MOOCs, short for massive open online course, had all the rage from all around the world when Stanford computer scientists Sebastian Thrun and Peter Norvig, along with their instructional team, designed a tuition-free artificial intelligence course, taught over the web to hundreds of thousands of students in 2011 (Leckart, 2011). More recent hype began in the fall of 2011, when over 450,000 students signed up for a computer science course offered at Stanford University. Within months of the Stanford experiments, a few start-up companies debuted in the name of giving “everyone access to the world-class education that has so far been available to a select few” (Coursera.org, 2015). Coursera, a for-profit educational technology enterprise founded by Andrew Ng and Daphne Koller from Stanford University, is among the several “social entrepreneurship” companies that partner with “top universities in the world” to offer free online courses (Coursera.org, 2015). Other massive open course providers include Udacity, edX, Khan Academy, Peer-to-Peer University (P2PU), Udemy, and NovoEd, just to name a few.

Amidst the media’s continued representation of MOOCs as both opportunities and disruption to higher education systems, scholars and researchers in rhetoric and composition have taken interests to further understand MOOCs as communities of learning (Krause & Lowe, 2014).
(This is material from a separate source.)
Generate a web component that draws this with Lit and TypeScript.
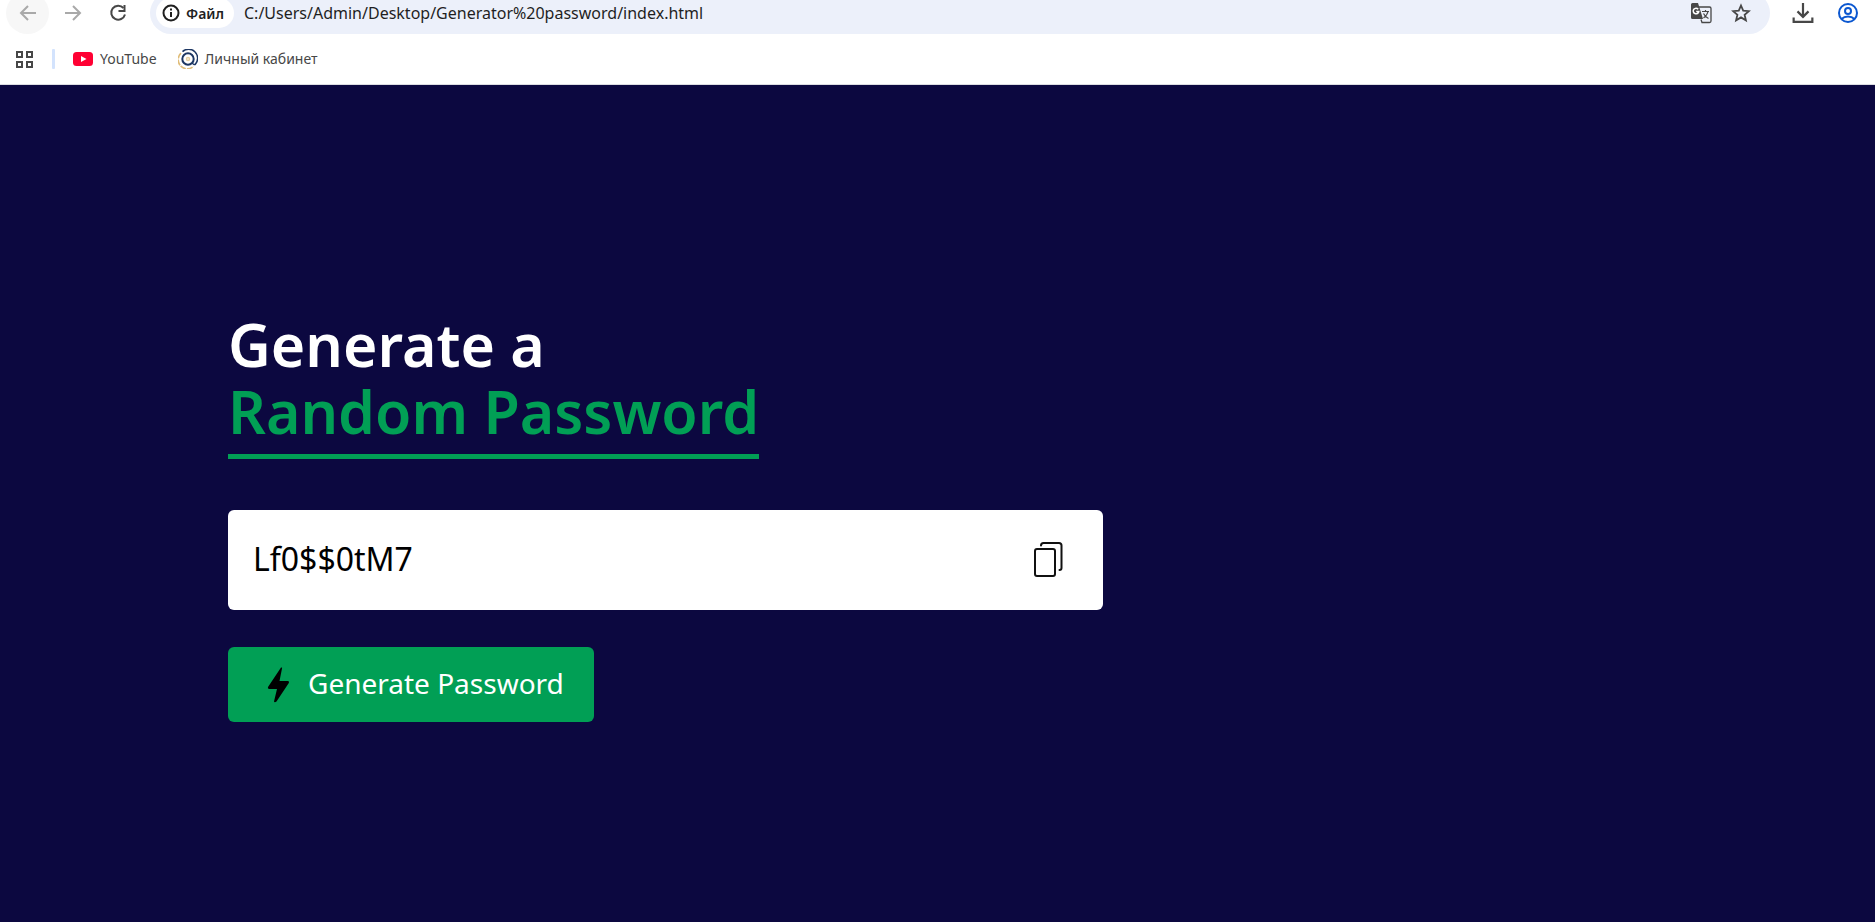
import { LitElement, html, css, svg } from "lit";
import { customElement, state } from "lit/decorators.js";

const icons = {
  back: svg`<path d="M18 10H3M10 3L3 10l7 7" />`,
  forward: svg`<path d="M2 10h15M10 3l7 7-7 7" />`,
  download: svg`<path d="M10 1v12M5 8.500l5 5 5-5M1.500 14v4h17v-4" />`,
};

@customElement("browser-bar")
export class BrowserBar extends LitElement {
  static styles = css`
    :host {
      display: block;
      overflow: hidden;
      background: #fff;
      border-bottom: 1px solid #dcdde2;
      font-family: "Segoe UI", "Noto Sans", sans-serif;
      color: #1f1f1f;
    }
    button {
      border: 0;
      margin: 0;
      padding: 0;
      background: none;
      color: inherit;
      font: inherit;
      display: inline-flex;
      align-items: center;
      justify-content: center;
    }
    svg {
      display: block;
      flex: none;
      fill: none;
      stroke: currentColor;
      stroke-width: 2;
    }
    .toolbar {
      display: flex;
      align-items: center;
      height: 42px;
      margin-top: -8px;
      padding: 0 6px;
    }
    .nav {
      width: 43px;
      height: 42px;
      border-radius: 50%;
      color: #a9a9a9;
      margin-right: 2px;
      flex: none;
    }
    .back {
      background: #f7f7f7;
    }
    .reload {
      color: #474747;
      margin-right: 11px;
    }
    .omnibox {
      flex: 1;
      min-width: 0;
      display: flex;
      align-items: center;
      height: 42px;
      border-radius: 21px;
      background: #ecf0fa;
      padding: 0 19px 0 6px;
      box-sizing: border-box;
    }
    .chip {
      height: 30px;
      border-radius: 15px;
      background: #fff;
      padding: 0 10px 0 6px;
      gap: 6px;
      font-size: 14px;
      font-weight: 600;
      flex: none;
    }
    .url {
      flex: 1;
      min-width: 0;
      border: 0;
      background: none;
      outline: 0;
      padding: 0;
      margin-left: 10px;
      font: inherit;
      font-size: 16px;
      color: inherit;
    }
    .tool {
      flex: none;
      color: #474747;
    }
    .translate {
      margin-right: 19px;
    }
    .download {
      margin-left: 22px;
    }
    .profile {
      margin: 0 11px 0 24px;
      color: #0b57d0;
    }
    .bookmarks {
      display: flex;
      align-items: center;
      height: 50px;
      padding: 0 15px;
      font-size: 14px;
      color: #474747;
    }
    .divider {
      width: 3px;
      height: 20px;
      border-radius: 1px;
      background: #d3e3fd;
      margin: 0 18px;
    }
    .bookmark {
      display: flex;
      align-items: center;
      gap: 7px;
      margin-right: 21px;
      color: inherit;
      text-decoration: none;
      white-space: nowrap;
    }
    .bookmark span {
      padding-bottom: 2px;
    }
  `;

  render() {
    return html`
      <div class="toolbar">
        <button class="nav back" aria-label="Назад">
          <svg width="20" height="20" viewBox="0 0 20 20">${icons.back}</svg>
        </button>
        <button class="nav" aria-label="Вперёд">
          <svg width="20" height="20" viewBox="0 0 20 20">${icons.forward}</svg>
        </button>
        <button class="nav reload" aria-label="Обновить">
          <svg width="20" height="20" viewBox="0 0 20 20">
            <path d="M15.500 5A7 7 0 1 0 17 11.500" />
            <path d="M16.500 2v6h-6" />
          </svg>
        </button>
        <div class="omnibox">
          <button class="chip">
            <svg width="18" height="18" viewBox="0 0 18 18">
              <circle cx="9" cy="9" r="7.500" />
              <path d="M9 8v5M9 4.500v2" />
            </svg>
            Файл
          </button>
          <input
            class="url"
            aria-label="Адрес"
            .value=${"C:/Users/Admin/Desktop/Generator%20password/index.html"}
          />
          <button class="tool translate" aria-label="Перевести">
            <svg width="22" height="22" viewBox="0 0 22 22">
              <path d="M9 5h10.500a1.500 1.500 0 0 1 1.500 1.500v12.500a1.500 1.500 0 0 1-1.500 1.500H12l-1-3" stroke-width="1.300" />
              <path d="M2.500 1H8l5 16H2.500A1.500 1.500 0 0 1 1 15.500v-13A1.500 1.500 0 0 1 2.500 1z" fill="currentColor" stroke="none" />
              <path d="M8.200 7.200A2.800 2.800 0 1 0 8.800 9.500H6.200" stroke="#fff" stroke-width="1.500" />
              <path d="M12 9.500h7M15.500 8v1.500M18 9.500c-.5 3-2.500 5-4.500 6.500M13.500 11.500c1 2 3 4 5 5" stroke-width="1.200" />
            </svg>
          </button>
          <button class="tool" aria-label="Добавить в закладки">
            <svg width="20" height="20" viewBox="0 0 20 20">
              <path d="M10 2.500l2.200 5.100 5.600.5-4.200 3.700 1.300 5.500L10 14.400l-4.900 2.900 1.300-5.500-4.200-3.700 5.600-.5z" stroke-width="1.800" />
            </svg>
          </button>
        </div>
        <button class="tool download" aria-label="Загрузки">
          <svg width="22" height="22" viewBox="0 0 20 20" stroke-width="2.300">${icons.download}</svg>
        </button>
        <button class="tool profile" aria-label="Профиль">
          <svg width="20" height="20" viewBox="0 0 20 20">
            <circle cx="10" cy="10" r="9" />
            <circle cx="10" cy="8" r="3" />
            <path d="M3.500 16c3.500-3.500 9.500-3.500 13 0" />
          </svg>
        </button>
      </div>
      <nav class="bookmarks">
        <button aria-label="Приложения">
          <svg width="19" height="19" viewBox="0 0 19 19">
            <path d="M2 2h5v5H2zM12 2h5v5h-5zM2 12h5v5H2zM12 12h5v5h-5z" />
          </svg>
        </button>
        <span class="divider"></span>
        <a class="bookmark" href="#youtube">
          <svg width="20" height="14" viewBox="0 0 20 14">
            <rect width="20" height="14" rx="3.500" fill="#ff0033" stroke="none" />
            <path d="M8 4l5.500 3L8 10z" fill="#fff" stroke="none" />
          </svg>
          <span>YouTube</span>
        </a>
        <a class="bookmark" href="#cabinet">
          <svg width="20" height="20" viewBox="0 0 20 20">
            <circle cx="10" cy="10" r="5.700" stroke="#1d3763" stroke-width="2" />
            <path d="M4.500 2.600A9 9 0 0 1 17.500 15q-1 1.500-3.500-1" stroke="#1d3763" stroke-width="1.500" />
            <path d="M3 4.200A9 9 0 0 0 15.500 17.300" stroke="#e0bd79" stroke-width="1.600" stroke-dasharray="6 1" />
            <circle cx="10" cy="10" r="1.500" stroke="#e6cfa0" stroke-width="1.500" />
          </svg>
          <span>Личный кабинет</span>
        </a>
      </nav>
    `;
  }
}

@customElement("password-generator")
export class PasswordGenerator extends LitElement {
  static styles = css`
    :host {
      display: block;
      padding: 226px 12.16% 40px;
      background: #0c0840;
      color: #fff;
      font-family: "Lucida Sans", "Noto Sans", sans-serif;
    }
    h1 {
      margin: 0;
      font-size: 59px;
      line-height: 67px;
      font-weight: 600;
    }
    .accent {
      display: table;
      color: #019f55;
      border-bottom: 5px solid #019f55;
      padding-bottom: 9px;
    }
    .display {
      display: flex;
      align-items: center;
      width: 100%;
      max-width: 875px;
      height: 100px;
      margin: 51px 0 37px;
      padding: 0 39px 0 25px;
      box-sizing: border-box;
      border-radius: 6px;
      background: #fff;
      color: #000;
    }
    .password {
      flex: 1;
      min-width: 0;
      border: 0;
      outline: 0;
      padding: 0 0 4px;
      background: none;
      color: inherit;
      font: inherit;
      font-size: 32px;
    }
    .copy,
    .generate {
      border: 0;
      cursor: pointer;
    }
    .copy {
      padding: 0;
      background: none;
    }
    svg {
      display: block;
      flex: none;
    }
    .generate {
      display: inline-flex;
      align-items: center;
      gap: 18px;
      height: 75px;
      padding: 0 30px 0 39px;
      border-radius: 6px;
      background: #019f55;
      color: #fff;
      font: inherit;
      font-size: 28px;
    }
    .label {
      padding-bottom: 3px;
    }
  `;

  @state() private password = "Lf0$$0tM7";

  private generate() {
    const chars = "ABCDEFGHIJKLMNOPQRSTUVWXYZabcdefghijklmnopqrstuvwxyz0123456789@#$%&";
    this.password = Array.from({ length: 9 }, () => chars[Math.floor(Math.random() * chars.length)]).join("");
  }

  private copy() {
    navigator.clipboard?.writeText(this.password);
  }

  render() {
    return html`
      <h1>Generate a <span class="accent">Random Password</span></h1>
      <div class="display">
        <input class="password" aria-label="Password" readonly .value=${this.password} />
        <button class="copy" aria-label="Copy" @click=${this.copy}>
          <svg width="32" height="36" viewBox="0 0 32 36" fill="none" stroke="#111" stroke-width="2" stroke-linecap="round">
            <rect x="3" y="7" width="20" height="27" rx="2" />
            <path d="M9 3.500Q9 1 11.500 1H27q2.500 0 2.500 2.500V26q0 2-2 2" />
          </svg>
        </button>
      </div>
      <button class="generate" @click=${this.generate}>
        <svg width="23" height="36" viewBox="0 0 23 36">
          <path d="M14 .5q1.500-.5 1 1L12.500 14H21q1.700.3.800 2L9.500 34.500Q7.500 36 7 34.500L10 22H2Q.3 21.700 1 20z" fill="#000" />
        </svg>
        <span class="label">Generate Password</span>
      </button>
    `;
  }
}

@customElement("app-root")
export class AppRoot extends LitElement {
  static styles = css`
    :host {
      display: flex;
      flex-direction: column;
      min-height: 100vh;
    }
    .page {
      flex: 1;
    }
  `;

  render() {
    return html`
      <browser-bar></browser-bar>
      <password-generator class="page"></password-generator>
    `;
  }
}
Of particular interest to writing specialists is research suggesting that learning to write in the digital environment is complex in ways that go beyond texts and students’ learning abilities. For instance, at Michigan State University, researchers in the WIDE (Writing in Digital Experience) research center study ways in which learning takes place in digital, informal learning spaces have identified different types of rhetorical moves that take place in those spaces and moments of change as expressions of participant learning (Matrix, 2015).
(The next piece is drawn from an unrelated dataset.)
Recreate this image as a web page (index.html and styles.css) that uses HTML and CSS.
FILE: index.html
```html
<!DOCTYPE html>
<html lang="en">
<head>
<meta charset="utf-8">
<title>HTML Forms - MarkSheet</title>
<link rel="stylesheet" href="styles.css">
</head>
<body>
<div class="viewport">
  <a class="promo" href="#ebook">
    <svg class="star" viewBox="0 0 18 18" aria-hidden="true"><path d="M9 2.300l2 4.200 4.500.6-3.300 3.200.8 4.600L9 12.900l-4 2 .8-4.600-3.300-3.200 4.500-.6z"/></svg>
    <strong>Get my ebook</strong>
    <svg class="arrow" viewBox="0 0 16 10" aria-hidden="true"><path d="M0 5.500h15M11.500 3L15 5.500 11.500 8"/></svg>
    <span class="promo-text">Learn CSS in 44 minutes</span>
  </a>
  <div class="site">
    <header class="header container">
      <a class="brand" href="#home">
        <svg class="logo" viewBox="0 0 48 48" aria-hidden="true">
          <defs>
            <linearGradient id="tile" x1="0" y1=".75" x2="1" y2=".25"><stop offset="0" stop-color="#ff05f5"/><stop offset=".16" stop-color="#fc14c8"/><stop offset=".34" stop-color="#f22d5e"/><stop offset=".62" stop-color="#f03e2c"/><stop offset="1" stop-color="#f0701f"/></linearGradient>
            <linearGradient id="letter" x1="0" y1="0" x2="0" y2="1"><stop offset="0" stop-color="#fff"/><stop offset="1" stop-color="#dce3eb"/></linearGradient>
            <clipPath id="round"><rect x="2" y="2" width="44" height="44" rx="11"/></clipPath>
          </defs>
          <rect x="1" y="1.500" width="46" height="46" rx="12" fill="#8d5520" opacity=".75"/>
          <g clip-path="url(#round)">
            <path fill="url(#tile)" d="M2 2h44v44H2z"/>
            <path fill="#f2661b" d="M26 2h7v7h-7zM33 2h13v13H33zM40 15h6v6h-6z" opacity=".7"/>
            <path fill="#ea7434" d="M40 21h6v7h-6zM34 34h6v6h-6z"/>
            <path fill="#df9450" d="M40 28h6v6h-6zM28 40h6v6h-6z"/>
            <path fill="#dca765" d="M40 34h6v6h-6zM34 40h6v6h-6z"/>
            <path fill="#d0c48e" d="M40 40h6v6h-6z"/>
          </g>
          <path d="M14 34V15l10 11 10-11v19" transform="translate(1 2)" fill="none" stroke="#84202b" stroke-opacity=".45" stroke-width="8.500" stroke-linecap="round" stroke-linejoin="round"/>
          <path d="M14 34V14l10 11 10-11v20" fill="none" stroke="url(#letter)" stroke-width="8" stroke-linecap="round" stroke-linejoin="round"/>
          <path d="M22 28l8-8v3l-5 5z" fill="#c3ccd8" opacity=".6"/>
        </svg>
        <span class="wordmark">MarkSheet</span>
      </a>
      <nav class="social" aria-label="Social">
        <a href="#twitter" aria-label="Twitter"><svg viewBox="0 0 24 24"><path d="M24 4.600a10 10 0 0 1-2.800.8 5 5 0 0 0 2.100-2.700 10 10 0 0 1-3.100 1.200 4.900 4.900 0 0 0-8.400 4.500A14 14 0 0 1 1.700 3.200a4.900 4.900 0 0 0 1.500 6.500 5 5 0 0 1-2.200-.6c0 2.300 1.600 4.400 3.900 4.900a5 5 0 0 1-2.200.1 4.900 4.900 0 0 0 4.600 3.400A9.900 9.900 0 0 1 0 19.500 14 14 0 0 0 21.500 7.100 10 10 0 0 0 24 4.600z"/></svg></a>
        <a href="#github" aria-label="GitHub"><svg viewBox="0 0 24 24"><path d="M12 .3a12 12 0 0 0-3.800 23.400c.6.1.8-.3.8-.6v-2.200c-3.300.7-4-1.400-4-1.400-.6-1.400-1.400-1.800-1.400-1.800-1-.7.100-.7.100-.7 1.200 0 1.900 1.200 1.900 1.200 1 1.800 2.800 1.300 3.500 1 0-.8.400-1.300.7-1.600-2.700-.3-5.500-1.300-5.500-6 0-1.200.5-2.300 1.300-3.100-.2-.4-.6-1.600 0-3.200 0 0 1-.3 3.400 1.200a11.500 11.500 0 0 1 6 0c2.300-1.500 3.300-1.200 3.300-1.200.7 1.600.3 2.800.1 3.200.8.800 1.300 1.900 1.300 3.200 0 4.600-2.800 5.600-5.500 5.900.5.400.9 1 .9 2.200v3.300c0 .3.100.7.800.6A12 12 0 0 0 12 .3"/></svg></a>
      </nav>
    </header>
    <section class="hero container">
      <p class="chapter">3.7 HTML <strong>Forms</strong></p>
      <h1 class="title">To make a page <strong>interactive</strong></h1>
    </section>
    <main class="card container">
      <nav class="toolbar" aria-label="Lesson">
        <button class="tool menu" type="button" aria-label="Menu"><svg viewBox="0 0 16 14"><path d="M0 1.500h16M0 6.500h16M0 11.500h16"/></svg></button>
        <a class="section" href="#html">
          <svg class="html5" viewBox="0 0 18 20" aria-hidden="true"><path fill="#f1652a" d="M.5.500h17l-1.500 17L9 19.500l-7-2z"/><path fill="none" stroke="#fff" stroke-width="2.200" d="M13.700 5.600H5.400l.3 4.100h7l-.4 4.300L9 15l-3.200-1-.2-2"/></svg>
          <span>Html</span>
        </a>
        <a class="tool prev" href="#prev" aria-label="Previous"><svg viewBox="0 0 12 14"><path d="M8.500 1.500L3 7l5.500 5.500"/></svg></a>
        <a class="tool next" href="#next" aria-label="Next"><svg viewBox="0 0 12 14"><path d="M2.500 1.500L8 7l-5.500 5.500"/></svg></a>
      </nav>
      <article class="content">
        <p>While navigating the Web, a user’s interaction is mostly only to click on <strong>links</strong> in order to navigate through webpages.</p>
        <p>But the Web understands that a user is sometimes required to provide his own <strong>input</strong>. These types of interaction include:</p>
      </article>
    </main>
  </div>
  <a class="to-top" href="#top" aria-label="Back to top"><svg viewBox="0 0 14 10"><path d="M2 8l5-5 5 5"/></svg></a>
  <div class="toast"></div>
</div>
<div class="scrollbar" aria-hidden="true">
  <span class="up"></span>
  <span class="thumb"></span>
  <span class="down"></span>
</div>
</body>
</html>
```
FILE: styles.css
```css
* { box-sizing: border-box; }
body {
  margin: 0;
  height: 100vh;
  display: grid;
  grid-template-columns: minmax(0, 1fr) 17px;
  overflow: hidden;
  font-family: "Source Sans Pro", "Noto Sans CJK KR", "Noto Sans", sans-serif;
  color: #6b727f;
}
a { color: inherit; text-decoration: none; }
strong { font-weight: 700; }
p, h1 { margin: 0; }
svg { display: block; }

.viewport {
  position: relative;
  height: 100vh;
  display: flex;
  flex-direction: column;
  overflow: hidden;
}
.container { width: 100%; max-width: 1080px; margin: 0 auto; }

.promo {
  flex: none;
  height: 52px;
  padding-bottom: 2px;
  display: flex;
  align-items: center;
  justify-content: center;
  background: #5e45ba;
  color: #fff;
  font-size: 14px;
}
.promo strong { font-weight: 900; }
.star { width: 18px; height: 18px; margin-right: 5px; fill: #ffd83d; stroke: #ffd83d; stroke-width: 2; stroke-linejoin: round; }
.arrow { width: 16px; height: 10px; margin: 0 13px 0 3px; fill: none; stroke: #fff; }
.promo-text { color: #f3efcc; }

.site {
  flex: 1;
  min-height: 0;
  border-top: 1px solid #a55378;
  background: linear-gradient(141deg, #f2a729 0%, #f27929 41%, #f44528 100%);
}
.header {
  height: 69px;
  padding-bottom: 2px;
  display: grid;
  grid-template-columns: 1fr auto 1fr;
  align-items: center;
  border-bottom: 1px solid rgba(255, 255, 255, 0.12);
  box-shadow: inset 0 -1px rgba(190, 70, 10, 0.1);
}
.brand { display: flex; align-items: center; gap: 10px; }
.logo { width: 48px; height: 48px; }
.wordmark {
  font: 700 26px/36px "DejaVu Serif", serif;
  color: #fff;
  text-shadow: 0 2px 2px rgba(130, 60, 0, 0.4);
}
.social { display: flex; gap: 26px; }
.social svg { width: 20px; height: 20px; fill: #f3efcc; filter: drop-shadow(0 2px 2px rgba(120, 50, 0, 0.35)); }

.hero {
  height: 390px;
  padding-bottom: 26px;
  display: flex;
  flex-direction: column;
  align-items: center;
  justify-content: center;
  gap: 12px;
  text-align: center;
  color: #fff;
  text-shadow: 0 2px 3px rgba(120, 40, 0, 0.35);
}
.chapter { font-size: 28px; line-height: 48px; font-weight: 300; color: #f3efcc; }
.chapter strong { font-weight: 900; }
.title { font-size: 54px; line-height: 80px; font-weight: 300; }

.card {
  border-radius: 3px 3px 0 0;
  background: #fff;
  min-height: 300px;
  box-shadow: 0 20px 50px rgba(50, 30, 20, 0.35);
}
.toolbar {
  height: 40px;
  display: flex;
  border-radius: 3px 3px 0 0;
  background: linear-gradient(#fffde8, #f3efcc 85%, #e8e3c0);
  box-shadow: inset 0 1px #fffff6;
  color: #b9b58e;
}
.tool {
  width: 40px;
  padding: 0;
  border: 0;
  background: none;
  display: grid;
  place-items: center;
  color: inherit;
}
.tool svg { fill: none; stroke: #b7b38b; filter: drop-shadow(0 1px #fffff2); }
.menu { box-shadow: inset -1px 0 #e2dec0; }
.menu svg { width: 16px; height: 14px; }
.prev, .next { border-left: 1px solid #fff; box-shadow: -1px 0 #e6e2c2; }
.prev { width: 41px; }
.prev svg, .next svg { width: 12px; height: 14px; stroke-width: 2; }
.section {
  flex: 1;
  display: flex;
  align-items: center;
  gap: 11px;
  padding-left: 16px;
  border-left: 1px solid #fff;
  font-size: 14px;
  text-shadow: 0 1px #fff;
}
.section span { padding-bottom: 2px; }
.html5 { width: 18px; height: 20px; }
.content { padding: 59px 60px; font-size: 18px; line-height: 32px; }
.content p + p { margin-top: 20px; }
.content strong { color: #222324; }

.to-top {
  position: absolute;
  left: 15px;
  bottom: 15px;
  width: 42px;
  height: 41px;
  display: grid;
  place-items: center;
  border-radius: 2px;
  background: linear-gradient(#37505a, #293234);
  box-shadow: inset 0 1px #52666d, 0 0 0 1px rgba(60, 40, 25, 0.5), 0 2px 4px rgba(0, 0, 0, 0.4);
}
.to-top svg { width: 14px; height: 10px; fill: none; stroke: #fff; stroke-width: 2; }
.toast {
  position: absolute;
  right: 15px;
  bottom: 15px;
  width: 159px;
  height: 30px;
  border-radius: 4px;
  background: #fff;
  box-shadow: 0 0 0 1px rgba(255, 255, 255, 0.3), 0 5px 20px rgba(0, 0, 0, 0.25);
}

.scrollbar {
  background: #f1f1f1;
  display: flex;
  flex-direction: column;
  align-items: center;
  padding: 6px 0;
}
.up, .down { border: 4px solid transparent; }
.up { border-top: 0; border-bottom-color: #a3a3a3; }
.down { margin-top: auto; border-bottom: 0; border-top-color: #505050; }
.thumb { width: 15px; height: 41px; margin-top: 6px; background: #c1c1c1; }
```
In 2013, the MOOC Research Initiative (MRI) was founded to advance MOOC-related research. Funded by the Bill and Melinda Gates Foundation, MRI seeks to further evaluate MOOCs and how they impact teaching, learning, and education in general. In its inaugural year, MRI offered a total of $400,000 grants to interested academic institutions to examine the efficacy of early MOOC models for various learner audiences and in a wide variety of contexts (MOOC Research, 2015). More than 20 reports were produced at the international conference MRI hosted at the University of Arlington, Texas, in December 2013, most of which compared various learning models––traditional, online, hybrid or blended models––to the MOOC model. An area in learning assessment that was of particular interests to most of these studies are participant engagement. For example, John Witmer and his team at Mt. San Jacinto College was interested in what engages students in a remedial English Writing MOOC. Similarly, Bruno Poellhuber has led a team of researchers to survey the relationships between participants’ attitudes, their motivation to learn, and engagement level in a MOOC. Duke scholars Denise Comer and Dorian Canelas, on the other hand, have conducted a multidisciplinary inquiry into peer-to-peer interaction through writing using discussion forum and peer assessment data in two MOOCs.

Picking up from the momentum of these studies, I seek to complicate the notion of online open writing instruction from a different perspective––through an analysis of the genre components within the MOOC setting and how they mediate learning activities in those contexts. For the purpose of this edited collection, I argue that MOOCs are cloud-based learning environments wherein students and instructors utilize interactive features from anywhere, anytime, any device, and anybody, for pedagogical purposes. With communicative functions such as discussion forums and peer-to-peer assessment interfaces, MOOCs enact digitally networked learning communities that are unprecedented by any learning environments before. I have playfully coined the term “MOOCology” in the chapter title to call our attention to the notion of learning ecology as enacted by a cloud-based environment like MOOCs. Underpinning the present study is such acknowledgment and the curiosity for ways a genre analysis might inform us of writing and learning in these emergent settings.